WHAT THE TASK REQUIRES.
Reply with one number: the count of lines in the data that hold the string "styles".
— start of SUPPLIED MATERIAL —
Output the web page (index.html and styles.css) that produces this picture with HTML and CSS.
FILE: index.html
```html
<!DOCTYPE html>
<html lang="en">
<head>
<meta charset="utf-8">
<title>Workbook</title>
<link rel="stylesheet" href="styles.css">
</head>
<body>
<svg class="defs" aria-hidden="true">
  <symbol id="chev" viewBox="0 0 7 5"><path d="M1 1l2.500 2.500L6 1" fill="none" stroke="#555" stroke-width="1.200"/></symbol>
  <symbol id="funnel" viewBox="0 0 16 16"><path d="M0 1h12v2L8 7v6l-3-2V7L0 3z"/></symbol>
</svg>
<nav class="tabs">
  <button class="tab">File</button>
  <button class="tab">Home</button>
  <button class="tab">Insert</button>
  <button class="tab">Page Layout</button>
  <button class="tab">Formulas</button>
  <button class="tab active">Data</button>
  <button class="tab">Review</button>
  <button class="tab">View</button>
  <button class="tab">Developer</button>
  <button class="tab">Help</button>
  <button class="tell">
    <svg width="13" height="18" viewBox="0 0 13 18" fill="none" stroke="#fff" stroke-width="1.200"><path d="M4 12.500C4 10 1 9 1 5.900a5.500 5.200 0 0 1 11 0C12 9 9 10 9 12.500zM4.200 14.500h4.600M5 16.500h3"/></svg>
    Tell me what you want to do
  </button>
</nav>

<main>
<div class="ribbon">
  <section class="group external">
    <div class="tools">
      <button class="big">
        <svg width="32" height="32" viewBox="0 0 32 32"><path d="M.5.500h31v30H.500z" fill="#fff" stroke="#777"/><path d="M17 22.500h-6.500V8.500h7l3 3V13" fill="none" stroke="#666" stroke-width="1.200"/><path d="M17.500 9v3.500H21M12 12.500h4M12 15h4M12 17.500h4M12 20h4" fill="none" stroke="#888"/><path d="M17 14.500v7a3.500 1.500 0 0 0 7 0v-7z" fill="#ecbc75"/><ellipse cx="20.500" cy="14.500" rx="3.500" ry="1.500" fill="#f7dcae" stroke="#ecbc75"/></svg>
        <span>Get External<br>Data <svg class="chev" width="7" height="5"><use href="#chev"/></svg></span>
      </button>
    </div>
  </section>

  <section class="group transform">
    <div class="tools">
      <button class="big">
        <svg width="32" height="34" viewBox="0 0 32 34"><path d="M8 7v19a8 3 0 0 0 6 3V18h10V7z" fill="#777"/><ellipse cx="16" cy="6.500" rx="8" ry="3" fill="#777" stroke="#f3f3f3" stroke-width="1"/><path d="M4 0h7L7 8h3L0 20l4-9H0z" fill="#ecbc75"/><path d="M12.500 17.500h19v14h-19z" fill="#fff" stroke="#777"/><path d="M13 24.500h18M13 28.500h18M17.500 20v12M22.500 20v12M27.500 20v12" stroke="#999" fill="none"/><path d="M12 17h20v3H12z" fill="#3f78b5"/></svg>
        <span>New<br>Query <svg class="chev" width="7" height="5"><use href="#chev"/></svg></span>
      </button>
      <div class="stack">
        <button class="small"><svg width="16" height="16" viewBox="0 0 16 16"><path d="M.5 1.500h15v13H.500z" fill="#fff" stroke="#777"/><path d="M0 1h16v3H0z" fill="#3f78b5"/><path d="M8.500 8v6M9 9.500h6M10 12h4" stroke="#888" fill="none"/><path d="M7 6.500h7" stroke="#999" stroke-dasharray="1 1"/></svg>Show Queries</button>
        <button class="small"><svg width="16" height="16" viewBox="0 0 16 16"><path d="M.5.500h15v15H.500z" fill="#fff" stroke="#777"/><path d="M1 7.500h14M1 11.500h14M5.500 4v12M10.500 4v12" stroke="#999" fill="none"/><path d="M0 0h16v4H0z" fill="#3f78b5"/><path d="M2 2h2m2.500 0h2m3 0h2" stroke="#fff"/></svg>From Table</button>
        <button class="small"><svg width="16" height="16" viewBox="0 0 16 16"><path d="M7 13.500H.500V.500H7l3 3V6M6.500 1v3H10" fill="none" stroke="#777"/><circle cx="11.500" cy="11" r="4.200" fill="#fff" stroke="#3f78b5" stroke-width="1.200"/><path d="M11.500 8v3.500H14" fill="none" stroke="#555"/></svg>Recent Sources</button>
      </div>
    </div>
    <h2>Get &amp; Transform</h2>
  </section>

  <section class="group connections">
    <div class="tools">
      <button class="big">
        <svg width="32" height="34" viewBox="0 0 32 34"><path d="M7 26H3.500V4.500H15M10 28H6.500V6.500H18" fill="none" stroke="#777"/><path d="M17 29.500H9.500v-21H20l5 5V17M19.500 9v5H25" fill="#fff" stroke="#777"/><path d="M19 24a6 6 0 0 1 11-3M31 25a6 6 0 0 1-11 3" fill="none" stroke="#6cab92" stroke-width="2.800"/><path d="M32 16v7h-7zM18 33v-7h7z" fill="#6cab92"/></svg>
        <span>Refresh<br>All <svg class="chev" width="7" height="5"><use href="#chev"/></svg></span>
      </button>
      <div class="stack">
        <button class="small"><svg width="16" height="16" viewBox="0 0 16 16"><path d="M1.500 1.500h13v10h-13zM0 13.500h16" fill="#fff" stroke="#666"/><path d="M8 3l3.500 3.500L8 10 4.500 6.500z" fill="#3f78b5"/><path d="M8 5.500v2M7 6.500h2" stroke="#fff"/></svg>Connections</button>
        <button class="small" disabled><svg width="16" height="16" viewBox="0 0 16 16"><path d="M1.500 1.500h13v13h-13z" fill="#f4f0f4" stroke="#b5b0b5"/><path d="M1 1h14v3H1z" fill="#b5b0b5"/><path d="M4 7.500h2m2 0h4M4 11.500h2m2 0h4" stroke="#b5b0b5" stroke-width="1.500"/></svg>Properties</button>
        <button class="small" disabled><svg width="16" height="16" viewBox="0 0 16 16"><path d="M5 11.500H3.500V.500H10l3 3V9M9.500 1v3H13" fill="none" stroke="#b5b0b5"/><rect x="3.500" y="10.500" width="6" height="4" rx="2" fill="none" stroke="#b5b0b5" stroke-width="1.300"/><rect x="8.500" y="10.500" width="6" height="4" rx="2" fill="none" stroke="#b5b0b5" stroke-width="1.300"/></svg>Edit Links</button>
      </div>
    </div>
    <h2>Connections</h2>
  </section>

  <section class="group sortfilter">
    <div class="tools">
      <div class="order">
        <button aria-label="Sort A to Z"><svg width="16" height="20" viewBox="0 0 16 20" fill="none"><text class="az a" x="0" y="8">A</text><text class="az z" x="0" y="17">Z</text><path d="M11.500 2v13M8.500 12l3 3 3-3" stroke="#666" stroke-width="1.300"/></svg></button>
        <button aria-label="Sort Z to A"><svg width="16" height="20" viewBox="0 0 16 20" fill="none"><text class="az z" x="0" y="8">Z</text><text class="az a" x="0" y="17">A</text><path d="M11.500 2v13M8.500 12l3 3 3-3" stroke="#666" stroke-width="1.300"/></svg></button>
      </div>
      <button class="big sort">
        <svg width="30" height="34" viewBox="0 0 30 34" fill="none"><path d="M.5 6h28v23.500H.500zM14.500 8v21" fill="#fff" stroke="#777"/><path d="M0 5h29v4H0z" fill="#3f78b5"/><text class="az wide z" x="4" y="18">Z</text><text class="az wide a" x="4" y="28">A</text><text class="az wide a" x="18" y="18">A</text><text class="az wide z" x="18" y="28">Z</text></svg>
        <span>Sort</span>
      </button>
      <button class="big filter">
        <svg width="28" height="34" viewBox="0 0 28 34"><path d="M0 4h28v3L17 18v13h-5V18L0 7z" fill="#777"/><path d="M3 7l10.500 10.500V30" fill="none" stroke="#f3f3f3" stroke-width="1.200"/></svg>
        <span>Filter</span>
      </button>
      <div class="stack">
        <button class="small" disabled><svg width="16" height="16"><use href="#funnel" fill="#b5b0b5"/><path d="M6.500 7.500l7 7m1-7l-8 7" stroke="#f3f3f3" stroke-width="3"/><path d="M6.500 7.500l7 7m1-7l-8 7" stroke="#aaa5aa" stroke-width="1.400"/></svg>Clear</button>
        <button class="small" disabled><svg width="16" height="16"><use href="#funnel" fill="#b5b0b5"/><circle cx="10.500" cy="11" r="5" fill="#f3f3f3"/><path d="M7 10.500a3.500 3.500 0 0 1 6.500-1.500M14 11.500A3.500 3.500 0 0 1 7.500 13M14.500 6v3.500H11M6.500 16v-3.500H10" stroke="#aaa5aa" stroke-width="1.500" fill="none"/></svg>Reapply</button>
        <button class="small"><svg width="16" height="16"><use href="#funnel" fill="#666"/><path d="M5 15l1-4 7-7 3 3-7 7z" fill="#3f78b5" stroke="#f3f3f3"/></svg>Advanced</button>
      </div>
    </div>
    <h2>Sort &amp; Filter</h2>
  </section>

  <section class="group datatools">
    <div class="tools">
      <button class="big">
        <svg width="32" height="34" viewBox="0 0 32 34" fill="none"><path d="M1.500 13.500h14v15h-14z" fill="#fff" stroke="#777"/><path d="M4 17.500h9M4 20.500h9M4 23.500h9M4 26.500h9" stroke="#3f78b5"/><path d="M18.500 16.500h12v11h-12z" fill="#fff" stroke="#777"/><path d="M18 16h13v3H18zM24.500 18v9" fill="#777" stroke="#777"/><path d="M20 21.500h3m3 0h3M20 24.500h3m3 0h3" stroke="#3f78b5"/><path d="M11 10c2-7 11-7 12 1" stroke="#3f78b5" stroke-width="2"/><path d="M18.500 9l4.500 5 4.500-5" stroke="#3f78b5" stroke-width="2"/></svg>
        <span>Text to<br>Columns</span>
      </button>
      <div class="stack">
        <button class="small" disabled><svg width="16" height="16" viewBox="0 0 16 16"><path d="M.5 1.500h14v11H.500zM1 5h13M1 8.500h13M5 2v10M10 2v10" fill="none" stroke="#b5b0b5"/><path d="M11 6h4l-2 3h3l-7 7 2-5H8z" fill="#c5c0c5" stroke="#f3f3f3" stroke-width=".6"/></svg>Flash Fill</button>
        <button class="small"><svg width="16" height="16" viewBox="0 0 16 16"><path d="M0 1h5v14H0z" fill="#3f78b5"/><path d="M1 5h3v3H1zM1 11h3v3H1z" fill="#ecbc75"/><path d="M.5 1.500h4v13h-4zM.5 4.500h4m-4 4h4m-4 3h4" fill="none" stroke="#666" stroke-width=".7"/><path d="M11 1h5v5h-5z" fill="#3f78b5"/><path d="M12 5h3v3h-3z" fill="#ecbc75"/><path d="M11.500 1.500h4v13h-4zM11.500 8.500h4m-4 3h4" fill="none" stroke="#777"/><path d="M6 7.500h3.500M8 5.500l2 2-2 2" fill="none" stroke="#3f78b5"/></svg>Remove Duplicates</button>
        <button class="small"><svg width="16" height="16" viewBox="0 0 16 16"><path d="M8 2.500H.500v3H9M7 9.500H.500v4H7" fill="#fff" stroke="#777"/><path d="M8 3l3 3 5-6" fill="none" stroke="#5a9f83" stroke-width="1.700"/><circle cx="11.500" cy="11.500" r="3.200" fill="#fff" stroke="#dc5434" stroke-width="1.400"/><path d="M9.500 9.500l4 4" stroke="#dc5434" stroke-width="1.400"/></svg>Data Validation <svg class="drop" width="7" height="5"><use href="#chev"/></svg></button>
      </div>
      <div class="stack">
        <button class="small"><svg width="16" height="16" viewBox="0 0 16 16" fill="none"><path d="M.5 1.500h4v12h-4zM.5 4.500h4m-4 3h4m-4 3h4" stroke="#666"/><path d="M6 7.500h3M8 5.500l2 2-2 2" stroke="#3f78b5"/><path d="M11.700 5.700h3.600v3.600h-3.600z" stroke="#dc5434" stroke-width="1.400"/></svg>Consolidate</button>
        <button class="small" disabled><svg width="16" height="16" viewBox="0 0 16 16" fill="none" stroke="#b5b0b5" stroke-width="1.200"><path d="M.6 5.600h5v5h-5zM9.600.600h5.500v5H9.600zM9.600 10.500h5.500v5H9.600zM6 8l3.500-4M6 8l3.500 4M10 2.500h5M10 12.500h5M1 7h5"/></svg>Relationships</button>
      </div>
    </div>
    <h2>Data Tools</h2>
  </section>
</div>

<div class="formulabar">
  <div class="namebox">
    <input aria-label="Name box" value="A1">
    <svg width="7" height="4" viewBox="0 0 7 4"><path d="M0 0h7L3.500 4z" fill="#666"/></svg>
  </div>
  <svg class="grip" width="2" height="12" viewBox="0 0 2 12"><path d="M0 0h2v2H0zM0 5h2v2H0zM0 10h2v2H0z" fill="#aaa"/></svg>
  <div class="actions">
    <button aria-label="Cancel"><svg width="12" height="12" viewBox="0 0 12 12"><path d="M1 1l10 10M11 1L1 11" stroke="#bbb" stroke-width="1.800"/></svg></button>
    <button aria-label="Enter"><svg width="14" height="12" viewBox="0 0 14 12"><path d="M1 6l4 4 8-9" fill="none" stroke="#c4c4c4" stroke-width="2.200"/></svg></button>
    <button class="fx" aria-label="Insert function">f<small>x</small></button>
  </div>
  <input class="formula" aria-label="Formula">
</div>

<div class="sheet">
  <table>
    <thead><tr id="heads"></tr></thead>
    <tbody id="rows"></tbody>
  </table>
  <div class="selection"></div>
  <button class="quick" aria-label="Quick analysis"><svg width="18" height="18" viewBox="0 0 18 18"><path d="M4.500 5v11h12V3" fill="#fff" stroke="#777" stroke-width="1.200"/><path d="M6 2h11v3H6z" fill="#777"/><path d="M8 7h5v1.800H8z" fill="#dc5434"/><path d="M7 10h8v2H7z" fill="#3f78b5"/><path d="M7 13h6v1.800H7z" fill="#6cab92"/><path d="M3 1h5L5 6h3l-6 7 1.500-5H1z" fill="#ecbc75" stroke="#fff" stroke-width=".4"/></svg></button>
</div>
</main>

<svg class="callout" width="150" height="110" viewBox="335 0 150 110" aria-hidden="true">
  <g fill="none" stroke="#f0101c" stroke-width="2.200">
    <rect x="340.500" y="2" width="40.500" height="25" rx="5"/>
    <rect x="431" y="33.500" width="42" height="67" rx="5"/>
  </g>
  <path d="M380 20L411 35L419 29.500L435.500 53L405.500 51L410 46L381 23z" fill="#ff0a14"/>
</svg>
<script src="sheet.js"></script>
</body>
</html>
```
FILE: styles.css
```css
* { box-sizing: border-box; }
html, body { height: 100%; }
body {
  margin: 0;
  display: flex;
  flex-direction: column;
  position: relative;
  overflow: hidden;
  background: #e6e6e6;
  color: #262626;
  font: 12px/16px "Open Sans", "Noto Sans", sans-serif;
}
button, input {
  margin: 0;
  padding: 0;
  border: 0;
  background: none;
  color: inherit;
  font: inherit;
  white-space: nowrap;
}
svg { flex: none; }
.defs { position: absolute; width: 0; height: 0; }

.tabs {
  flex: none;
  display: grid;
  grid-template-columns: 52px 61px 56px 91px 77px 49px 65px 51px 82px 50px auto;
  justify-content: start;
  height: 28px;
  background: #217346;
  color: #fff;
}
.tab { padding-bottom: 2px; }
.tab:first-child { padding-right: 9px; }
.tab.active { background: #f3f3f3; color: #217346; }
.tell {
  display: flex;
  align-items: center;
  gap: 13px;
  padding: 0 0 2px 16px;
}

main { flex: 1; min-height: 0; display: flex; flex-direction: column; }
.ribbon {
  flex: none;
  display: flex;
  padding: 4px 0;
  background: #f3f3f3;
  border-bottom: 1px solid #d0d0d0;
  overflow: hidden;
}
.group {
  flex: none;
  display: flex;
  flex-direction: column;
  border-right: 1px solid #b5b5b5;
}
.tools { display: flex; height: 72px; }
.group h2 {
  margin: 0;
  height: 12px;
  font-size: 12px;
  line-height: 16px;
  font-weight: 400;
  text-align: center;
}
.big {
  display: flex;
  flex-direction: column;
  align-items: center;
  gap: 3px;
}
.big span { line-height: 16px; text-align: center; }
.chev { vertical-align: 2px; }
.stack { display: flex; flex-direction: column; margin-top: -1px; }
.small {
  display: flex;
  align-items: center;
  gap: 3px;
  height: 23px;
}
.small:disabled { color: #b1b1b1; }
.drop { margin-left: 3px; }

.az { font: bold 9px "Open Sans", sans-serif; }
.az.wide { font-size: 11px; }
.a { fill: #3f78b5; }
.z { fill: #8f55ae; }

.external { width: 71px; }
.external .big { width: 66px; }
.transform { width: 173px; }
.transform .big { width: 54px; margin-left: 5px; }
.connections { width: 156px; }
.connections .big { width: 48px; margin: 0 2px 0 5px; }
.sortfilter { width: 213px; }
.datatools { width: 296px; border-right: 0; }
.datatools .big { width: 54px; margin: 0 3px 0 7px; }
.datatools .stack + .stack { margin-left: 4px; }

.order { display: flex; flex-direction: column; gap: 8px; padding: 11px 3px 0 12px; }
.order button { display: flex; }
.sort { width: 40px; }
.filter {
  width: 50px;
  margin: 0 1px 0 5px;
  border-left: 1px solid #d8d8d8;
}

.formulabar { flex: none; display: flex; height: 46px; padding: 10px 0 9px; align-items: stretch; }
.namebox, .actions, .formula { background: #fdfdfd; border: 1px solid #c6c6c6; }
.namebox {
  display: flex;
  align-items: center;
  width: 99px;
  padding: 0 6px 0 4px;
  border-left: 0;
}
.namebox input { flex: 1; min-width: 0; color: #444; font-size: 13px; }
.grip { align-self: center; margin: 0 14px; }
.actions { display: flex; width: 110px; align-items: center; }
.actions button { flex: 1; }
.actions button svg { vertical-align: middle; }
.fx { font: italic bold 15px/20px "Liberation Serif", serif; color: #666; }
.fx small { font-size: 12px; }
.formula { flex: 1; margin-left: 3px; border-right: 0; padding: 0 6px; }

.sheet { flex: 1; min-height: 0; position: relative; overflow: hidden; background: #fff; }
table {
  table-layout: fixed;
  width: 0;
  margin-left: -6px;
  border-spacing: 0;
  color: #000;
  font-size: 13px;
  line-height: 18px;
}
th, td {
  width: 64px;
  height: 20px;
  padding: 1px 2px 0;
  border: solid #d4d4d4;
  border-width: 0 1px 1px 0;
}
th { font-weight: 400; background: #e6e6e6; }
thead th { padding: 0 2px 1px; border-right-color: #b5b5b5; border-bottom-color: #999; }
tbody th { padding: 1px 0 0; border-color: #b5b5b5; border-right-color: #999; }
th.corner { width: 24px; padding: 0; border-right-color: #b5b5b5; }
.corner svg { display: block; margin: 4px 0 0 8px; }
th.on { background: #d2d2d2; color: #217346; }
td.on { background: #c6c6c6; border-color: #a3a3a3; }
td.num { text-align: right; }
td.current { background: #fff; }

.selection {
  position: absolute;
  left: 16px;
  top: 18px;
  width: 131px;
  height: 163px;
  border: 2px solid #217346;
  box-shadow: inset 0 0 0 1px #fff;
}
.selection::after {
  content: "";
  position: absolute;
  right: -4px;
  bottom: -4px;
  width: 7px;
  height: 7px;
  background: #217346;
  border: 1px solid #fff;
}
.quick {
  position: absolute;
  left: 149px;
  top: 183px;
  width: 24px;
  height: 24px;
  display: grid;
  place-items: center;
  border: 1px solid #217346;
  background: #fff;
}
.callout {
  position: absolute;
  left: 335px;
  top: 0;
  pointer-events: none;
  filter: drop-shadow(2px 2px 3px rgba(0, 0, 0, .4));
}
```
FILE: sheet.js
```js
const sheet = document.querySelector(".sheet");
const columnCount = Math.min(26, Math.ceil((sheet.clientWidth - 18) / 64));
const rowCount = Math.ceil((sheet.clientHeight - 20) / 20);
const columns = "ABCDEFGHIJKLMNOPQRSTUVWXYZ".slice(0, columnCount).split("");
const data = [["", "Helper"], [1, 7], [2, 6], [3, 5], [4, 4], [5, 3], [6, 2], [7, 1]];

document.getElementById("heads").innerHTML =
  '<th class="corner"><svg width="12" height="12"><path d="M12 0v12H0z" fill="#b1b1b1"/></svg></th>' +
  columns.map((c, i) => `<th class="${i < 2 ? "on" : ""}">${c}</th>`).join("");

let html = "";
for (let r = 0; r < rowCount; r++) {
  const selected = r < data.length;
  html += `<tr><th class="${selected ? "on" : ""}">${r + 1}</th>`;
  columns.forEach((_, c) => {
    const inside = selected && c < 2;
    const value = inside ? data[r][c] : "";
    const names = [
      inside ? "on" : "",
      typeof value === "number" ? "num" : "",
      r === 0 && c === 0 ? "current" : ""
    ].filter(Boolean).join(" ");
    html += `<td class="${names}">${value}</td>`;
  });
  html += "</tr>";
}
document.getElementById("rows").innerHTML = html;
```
— end of SUPPLIED MATERIAL —
TASK OUTPUT.
3